YOUR OBJECTIVE: Check each line of the data below for the word "TypeScript", then extract the ones that have it.
··· SOURCE DATA
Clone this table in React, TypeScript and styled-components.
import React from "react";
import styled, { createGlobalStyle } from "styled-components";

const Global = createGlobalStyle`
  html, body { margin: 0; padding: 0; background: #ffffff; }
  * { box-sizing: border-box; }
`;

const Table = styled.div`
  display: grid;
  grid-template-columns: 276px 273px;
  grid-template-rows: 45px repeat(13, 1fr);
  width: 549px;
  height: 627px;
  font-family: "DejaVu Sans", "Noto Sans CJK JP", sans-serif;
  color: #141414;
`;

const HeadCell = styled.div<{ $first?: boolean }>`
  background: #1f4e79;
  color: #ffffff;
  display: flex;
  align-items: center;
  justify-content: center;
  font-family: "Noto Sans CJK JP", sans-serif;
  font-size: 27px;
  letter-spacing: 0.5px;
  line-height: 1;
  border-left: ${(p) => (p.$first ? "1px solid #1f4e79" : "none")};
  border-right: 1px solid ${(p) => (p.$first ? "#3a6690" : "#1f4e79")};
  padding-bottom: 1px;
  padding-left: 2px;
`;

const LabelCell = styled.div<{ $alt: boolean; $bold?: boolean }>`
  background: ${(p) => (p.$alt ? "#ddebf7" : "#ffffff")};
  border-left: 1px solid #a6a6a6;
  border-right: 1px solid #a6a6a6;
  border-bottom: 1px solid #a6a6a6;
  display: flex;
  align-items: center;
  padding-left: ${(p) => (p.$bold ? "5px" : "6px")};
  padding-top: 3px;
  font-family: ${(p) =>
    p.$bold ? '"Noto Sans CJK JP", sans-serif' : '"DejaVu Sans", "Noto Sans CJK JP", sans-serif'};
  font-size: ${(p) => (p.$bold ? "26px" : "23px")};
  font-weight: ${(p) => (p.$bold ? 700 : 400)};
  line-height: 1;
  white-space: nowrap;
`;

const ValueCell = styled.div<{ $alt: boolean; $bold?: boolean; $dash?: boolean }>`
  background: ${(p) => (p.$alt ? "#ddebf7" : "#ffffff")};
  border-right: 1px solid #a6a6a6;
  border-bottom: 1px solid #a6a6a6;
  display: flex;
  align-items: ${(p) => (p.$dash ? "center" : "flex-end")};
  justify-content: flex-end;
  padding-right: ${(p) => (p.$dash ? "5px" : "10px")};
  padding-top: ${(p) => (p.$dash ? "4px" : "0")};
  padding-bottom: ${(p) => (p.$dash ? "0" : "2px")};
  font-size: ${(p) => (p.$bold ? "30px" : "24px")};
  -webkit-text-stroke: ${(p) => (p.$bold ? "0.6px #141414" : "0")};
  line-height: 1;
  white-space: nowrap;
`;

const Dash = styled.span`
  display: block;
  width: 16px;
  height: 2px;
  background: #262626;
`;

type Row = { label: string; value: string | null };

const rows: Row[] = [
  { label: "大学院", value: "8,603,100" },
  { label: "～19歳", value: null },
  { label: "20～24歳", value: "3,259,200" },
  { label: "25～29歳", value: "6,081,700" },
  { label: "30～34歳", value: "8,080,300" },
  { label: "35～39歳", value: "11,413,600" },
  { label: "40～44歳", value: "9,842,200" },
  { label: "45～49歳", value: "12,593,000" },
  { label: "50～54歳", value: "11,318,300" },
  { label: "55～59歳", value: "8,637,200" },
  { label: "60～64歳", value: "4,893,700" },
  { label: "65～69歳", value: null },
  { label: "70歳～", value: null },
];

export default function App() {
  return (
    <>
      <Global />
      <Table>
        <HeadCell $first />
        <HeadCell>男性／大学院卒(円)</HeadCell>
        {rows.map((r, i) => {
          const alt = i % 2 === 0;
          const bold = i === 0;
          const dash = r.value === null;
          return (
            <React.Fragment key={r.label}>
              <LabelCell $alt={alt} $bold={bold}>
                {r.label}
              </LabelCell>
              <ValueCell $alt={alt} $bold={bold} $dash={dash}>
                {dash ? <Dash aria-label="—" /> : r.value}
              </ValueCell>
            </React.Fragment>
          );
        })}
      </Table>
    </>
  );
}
······
··· SOURCE DATA
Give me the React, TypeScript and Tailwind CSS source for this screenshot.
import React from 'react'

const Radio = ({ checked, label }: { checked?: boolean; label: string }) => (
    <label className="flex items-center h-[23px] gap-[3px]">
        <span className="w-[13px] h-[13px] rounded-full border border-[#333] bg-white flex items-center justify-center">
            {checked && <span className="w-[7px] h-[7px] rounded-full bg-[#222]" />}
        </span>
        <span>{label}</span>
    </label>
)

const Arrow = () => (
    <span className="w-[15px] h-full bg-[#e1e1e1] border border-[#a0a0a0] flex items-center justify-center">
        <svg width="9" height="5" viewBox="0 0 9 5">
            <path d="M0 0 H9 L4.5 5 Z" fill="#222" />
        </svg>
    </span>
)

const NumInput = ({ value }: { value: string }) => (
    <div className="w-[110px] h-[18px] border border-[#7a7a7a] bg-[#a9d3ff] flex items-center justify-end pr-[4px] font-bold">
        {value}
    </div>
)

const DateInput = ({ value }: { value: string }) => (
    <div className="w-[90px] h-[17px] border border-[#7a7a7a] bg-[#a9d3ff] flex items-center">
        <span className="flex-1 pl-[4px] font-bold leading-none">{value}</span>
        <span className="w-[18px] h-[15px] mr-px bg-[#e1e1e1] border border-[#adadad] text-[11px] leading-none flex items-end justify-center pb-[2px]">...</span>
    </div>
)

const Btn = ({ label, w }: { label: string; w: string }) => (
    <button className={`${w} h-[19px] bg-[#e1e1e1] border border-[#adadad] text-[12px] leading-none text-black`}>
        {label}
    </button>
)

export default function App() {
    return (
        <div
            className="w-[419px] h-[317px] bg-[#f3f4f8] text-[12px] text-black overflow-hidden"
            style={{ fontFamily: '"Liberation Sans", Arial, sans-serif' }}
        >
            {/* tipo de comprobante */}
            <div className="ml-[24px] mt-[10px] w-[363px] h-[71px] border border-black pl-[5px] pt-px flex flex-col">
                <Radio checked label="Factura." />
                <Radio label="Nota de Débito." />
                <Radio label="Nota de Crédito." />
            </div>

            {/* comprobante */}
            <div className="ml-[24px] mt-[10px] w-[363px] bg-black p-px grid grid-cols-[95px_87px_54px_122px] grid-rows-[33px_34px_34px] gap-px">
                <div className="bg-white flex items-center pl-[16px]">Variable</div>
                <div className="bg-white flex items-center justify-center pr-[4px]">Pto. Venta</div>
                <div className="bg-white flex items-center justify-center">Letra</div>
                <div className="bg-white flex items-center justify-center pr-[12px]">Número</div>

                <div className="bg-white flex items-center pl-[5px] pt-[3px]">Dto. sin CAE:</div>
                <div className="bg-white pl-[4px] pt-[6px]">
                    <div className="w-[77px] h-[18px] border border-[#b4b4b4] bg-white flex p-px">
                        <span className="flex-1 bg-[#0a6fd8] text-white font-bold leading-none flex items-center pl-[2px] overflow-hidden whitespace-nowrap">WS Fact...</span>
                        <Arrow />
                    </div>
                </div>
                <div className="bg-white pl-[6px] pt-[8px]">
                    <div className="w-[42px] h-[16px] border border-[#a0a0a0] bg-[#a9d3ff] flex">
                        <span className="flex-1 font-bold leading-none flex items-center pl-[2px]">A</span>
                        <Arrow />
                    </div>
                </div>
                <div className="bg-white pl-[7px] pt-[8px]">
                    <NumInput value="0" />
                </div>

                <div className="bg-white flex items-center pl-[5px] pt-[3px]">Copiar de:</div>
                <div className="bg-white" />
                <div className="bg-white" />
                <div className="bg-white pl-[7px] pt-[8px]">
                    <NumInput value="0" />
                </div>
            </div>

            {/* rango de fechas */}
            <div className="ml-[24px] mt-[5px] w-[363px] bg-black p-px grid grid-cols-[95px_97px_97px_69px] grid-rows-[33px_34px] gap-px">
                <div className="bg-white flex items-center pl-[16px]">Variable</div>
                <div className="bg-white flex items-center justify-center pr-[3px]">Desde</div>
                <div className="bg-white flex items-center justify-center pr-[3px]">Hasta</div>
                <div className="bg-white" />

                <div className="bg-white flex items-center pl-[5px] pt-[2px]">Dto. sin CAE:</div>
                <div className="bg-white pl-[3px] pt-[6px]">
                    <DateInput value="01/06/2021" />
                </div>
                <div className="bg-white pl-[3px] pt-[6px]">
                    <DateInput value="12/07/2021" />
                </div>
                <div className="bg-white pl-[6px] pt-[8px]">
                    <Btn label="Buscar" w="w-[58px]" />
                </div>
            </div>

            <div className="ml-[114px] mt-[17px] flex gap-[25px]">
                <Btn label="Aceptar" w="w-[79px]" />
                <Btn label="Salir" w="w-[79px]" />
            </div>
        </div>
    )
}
······
OUTPUT FOR THIS EXERCISE:
Clone this table in React, TypeScript and styled-components.
Give me the React, TypeScript and Tailwind CSS source for this screenshot.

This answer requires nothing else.